Broadband beamforming for joint interference cancellation and turbo equalization

This paper considers the turbo equalization of trellis-coded modulated (TCM) broadband wireless signals that are affected by both intersymbol interference (ISI) due to multipath propagation and cochannel interference (CCI) due to the presence of adjacent users. Long channel dispersion causing both impediments to be severe makes the direct application of trellis-based turbo equalizers impossible, particularly for high-order signal modulations. For this reason, we present two computationally feasible space-time turbo receiver architectures employing linear antenna arrays and broadband beamformers. The first receiver uses a beamformer for joint rejection of interfering signals and shortening of the channel corresponding to the desired signal so that a scalar trellis-based turbo equalizer can be applied to its output.
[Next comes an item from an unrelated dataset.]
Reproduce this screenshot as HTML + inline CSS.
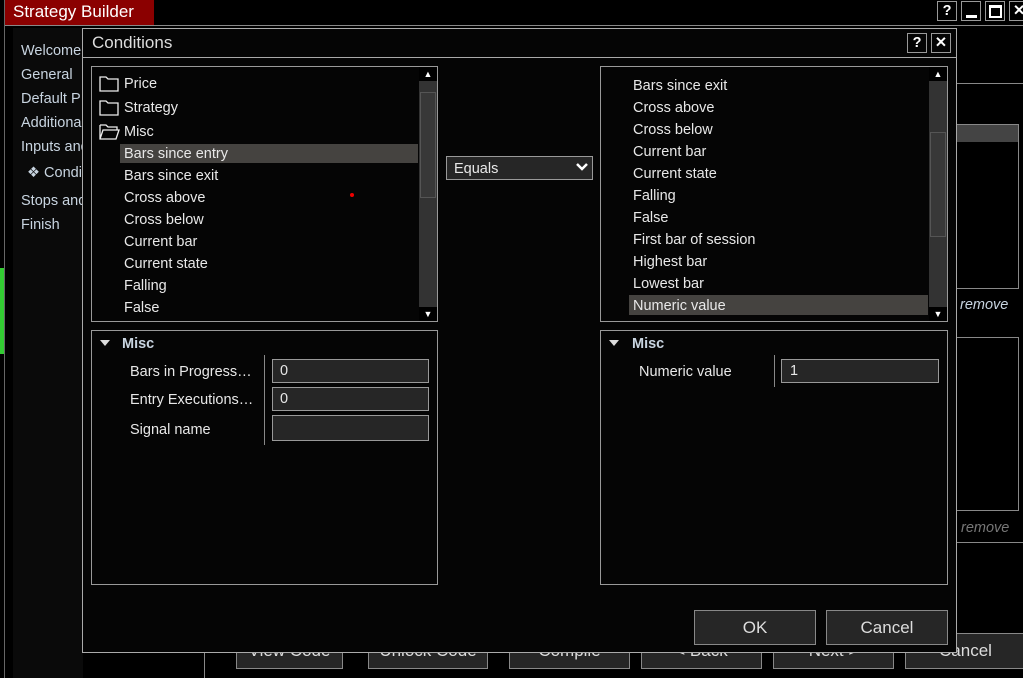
<!DOCTYPE html>
<html><head><meta charset="utf-8"><style>
*{margin:0;padding:0;box-sizing:border-box}
body{width:1023px;height:678px;background:#000;position:relative;overflow:hidden;font-family:"Liberation Sans",sans-serif;font-size:14.5px;color:#e8e8e8}
.a{position:absolute}
.t{position:absolute;white-space:nowrap;line-height:18px}
.b{position:absolute;border:1px solid #999}
.btn{position:absolute;border:1px solid #888;background:#262626;color:#ddd;font-size:17px;text-align:center}
.side{color:#c8d4e0}
.tri{position:absolute;width:0;height:0;border-left:5px solid transparent;border-right:5px solid transparent;border-top:6px solid #ddd}
</style></head><body>
<div class="a" style="left:5px;top:0;width:149px;height:25px;background:#8b0000"></div>
<div class="t" style="left:13px;top:2px;font-size:17px;line-height:20px;color:#fff">Strategy Builder</div>
<div class="a" style="left:5px;top:25px;width:1018px;height:1px;background:#888"></div>
<div class="a" style="left:4px;top:0;width:1px;height:678px;background:#666"></div>
<div class="a" style="left:13px;top:28px;width:70px;height:650px;background:#0a0a0a"></div>
<div class="a" style="left:0;top:268px;width:4px;height:86px;background:#33cc33"></div>
<div class="t side" style="left:21px;top:42px">Welcome</div>
<div class="t side" style="left:21px;top:66px">General</div>
<div class="t side" style="left:21px;top:90px">Default P</div>
<div class="t side" style="left:21px;top:114px">Additional</div>
<div class="t side" style="left:21px;top:138px">Inputs and</div>
<div class="t side" style="left:27px;top:164px">❖ Condi</div>
<div class="t side" style="left:21px;top:192px">Stops and</div>
<div class="t side" style="left:21px;top:216px">Finish</div>
<div class="b" style="left:937px;top:1px;width:20px;height:20px;color:#fff;text-align:center;font-weight:bold;line-height:18px">?</div>
<div class="b" style="left:961px;top:1px;width:20px;height:20px"><div class="a" style="left:4px;top:13px;width:11px;height:3px;background:#fff"></div></div>
<div class="b" style="left:985px;top:1px;width:20px;height:20px"><div class="a" style="left:3px;top:3px;width:13px;height:13px;border:2px solid #fff;border-top-width:3px"></div></div>
<div class="b" style="left:1009px;top:1px;width:20px;height:20px;color:#fff;font-weight:bold;line-height:18px;padding-left:3px">✕</div>
<div class="a" style="left:956px;top:83px;width:67px;height:1px;background:#888"></div>
<div class="b" style="left:956px;top:124px;width:63px;height:165px;border-color:#888"></div>
<div class="a" style="left:957px;top:125px;width:61px;height:17px;background:#444"></div>
<div class="t" style="left:960px;top:296px;font-style:italic;color:#c8d4e0">remove</div>
<div class="b" style="left:956px;top:337px;width:63px;height:174px;border-color:#888"></div>
<div class="t" style="left:961px;top:519px;font-style:italic;color:#777">remove</div>
<div class="a" style="left:956px;top:542px;width:67px;height:1px;background:#888"></div>
<div class="a" style="left:204px;top:652px;width:1px;height:26px;background:#888"></div>
<div class="btn" style="left:236px;top:633px;width:107px;height:36px;line-height:34px">View Code</div>
<div class="btn" style="left:368px;top:633px;width:120px;height:36px;line-height:34px">Unlock Code</div>
<div class="btn" style="left:509px;top:633px;width:121px;height:36px;line-height:34px">Compile</div>
<div class="btn" style="left:641px;top:633px;width:121px;height:36px;line-height:34px">&lt; Back</div>
<div class="btn" style="left:773px;top:633px;width:121px;height:36px;line-height:34px">Next &gt;</div>
<div class="btn" style="left:905px;top:633px;width:121px;height:36px;line-height:34px">Cancel</div>
<div class="a" style="left:82px;top:28px;width:875px;height:625px;background:#050505;border:1px solid #aaa"></div>
<div class="t" style="left:92px;top:33px;font-size:17px;line-height:20px;color:#ddd">Conditions</div>
<div class="a" style="left:83px;top:57px;width:873px;height:1px;background:#aaa"></div>
<div class="b" style="left:907px;top:33px;width:20px;height:20px;color:#fff;text-align:center;font-weight:bold;line-height:18px">?</div>
<div class="b" style="left:931px;top:33px;width:20px;height:20px;color:#fff;text-align:center;font-weight:bold;line-height:18px">✕</div>
<div class="b" style="left:91px;top:66px;width:347px;height:256px;background:#050505"></div>
<div class="a" style="left:419px;top:67px;width:18px;height:254px;background:#333"></div>
<div class="a" style="left:419px;top:67px;width:18px;height:14px;background:#000;color:#fff;font-size:9px;text-align:center;line-height:14px">▲</div>
<div class="a" style="left:419px;top:307px;width:18px;height:14px;background:#000;color:#fff;font-size:9px;text-align:center;line-height:14px">▼</div>
<div class="a" style="left:420px;top:92px;width:16px;height:106px;border:1px solid #555;background:#383838"></div>
<svg class="a" style="left:99px;top:75px" width="22" height="66"><g fill="none" stroke="#eee" stroke-width="1.3"><path d="M1 2h6l2 2h10v12H1z"/><path d="M1 26h6l2 2h10v12H1z"/><path d="M1 50h6l2 2h9v3M1 50v14h16l3-9H4l-3 9"/></g></svg>
<div class="t" style="left:124px;top:75px">Price</div>
<div class="t" style="left:124px;top:99px">Strategy</div>
<div class="t" style="left:124px;top:123px">Misc</div>
<div class="a" style="left:120px;top:144px;width:298px;height:19px;background:#454340"></div>
<div class="t" style="left:124px;top:145px">Bars since entry</div>
<div class="t" style="left:124px;top:167px">Bars since exit</div>
<div class="t" style="left:124px;top:189px">Cross above</div>
<div class="t" style="left:124px;top:211px">Cross below</div>
<div class="t" style="left:124px;top:233px">Current bar</div>
<div class="t" style="left:124px;top:255px">Current state</div>
<div class="t" style="left:124px;top:277px">Falling</div>
<div class="t" style="left:124px;top:299px">False</div>
<div class="a" style="left:350px;top:193px;width:4px;height:4px;border-radius:2px;background:#e00"></div>
<div class="b" style="left:446px;top:156px;width:147px;height:24px;background:#262626"></div>
<div class="t" style="left:454px;top:160px">Equals</div>
<svg class="a" style="left:576px;top:162px" width="13" height="10"><path d="M1 2l5 5 5-5" fill="none" stroke="#fff" stroke-width="2.5"/></svg>
<div class="b" style="left:600px;top:66px;width:348px;height:256px;background:#050505"></div>
<div class="a" style="left:929px;top:67px;width:18px;height:254px;background:#333"></div>
<div class="a" style="left:929px;top:67px;width:18px;height:14px;background:#000;color:#fff;font-size:9px;text-align:center;line-height:14px">▲</div>
<div class="a" style="left:929px;top:307px;width:18px;height:14px;background:#000;color:#fff;font-size:9px;text-align:center;line-height:14px">▼</div>
<div class="a" style="left:930px;top:132px;width:16px;height:105px;border:1px solid #555;background:#383838"></div>
<div class="t" style="left:633px;top:77px">Bars since exit</div>
<div class="t" style="left:633px;top:99px">Cross above</div>
<div class="t" style="left:633px;top:121px">Cross below</div>
<div class="t" style="left:633px;top:143px">Current bar</div>
<div class="t" style="left:633px;top:165px">Current state</div>
<div class="t" style="left:633px;top:187px">Falling</div>
<div class="t" style="left:633px;top:209px">False</div>
<div class="t" style="left:633px;top:231px">First bar of session</div>
<div class="t" style="left:633px;top:253px">Highest bar</div>
<div class="t" style="left:633px;top:275px">Lowest bar</div>
<div class="a" style="left:629px;top:295px;width:299px;height:20px;background:#454340"></div>
<div class="t" style="left:633px;top:297px">Numeric value</div>
<div class="b" style="left:91px;top:330px;width:347px;height:255px"></div>
<div class="tri" style="left:100px;top:340px"></div>
<div class="t" style="left:122px;top:335px;font-weight:bold;color:#c8d4e0">Misc</div>
<div class="a" style="left:264px;top:355px;width:1px;height:90px;background:#888"></div>
<div class="t" style="left:130px;top:363px">Bars in Progress…</div>
<div class="t" style="left:130px;top:391px">Entry Executions…</div>
<div class="t" style="left:130px;top:421px">Signal name</div>
<div class="b" style="left:272px;top:359px;width:157px;height:24px;background:#262626;padding-left:7px;line-height:22px">0</div>
<div class="b" style="left:272px;top:387px;width:157px;height:24px;background:#262626;padding-left:7px;line-height:22px">0</div>
<div class="b" style="left:272px;top:415px;width:157px;height:26px;background:#262626"></div>
<div class="b" style="left:600px;top:330px;width:348px;height:255px"></div>
<div class="tri" style="left:609px;top:340px"></div>
<div class="t" style="left:632px;top:335px;font-weight:bold;color:#c8d4e0">Misc</div>
<div class="a" style="left:774px;top:355px;width:1px;height:32px;background:#888"></div>
<div class="t" style="left:639px;top:363px">Numeric value</div>
<div class="b" style="left:781px;top:359px;width:158px;height:24px;background:#262626;padding-left:8px;line-height:22px">1</div>
<div class="btn" style="left:694px;top:610px;width:122px;height:35px;line-height:33px">OK</div>
<div class="btn" style="left:826px;top:610px;width:122px;height:35px;line-height:33px">Cancel</div>
</body></html>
At each beamformer branch, the composite effect of the CCI and the white channel noise is viewed as colored noise. Because trellis search algorithms are limited to cases where the observation noise is white, this imposes quadratic noise whitening constraints on the beamformer design that is solved by a Lagrangian relaxation approach. The second receiver architecture removes the dependence on trellis search techniques for equalization by implementing the turbo equalizer directly with a soft-information-aided broadband beamformer at its front end and a soft-input soft-output (SISO) decoder at its back end. We outline the design considerations associated with each receiver and present bit error rate (BER) simulations for the turbo equalization of 8-phase-shift keying (PSK) TCM signals.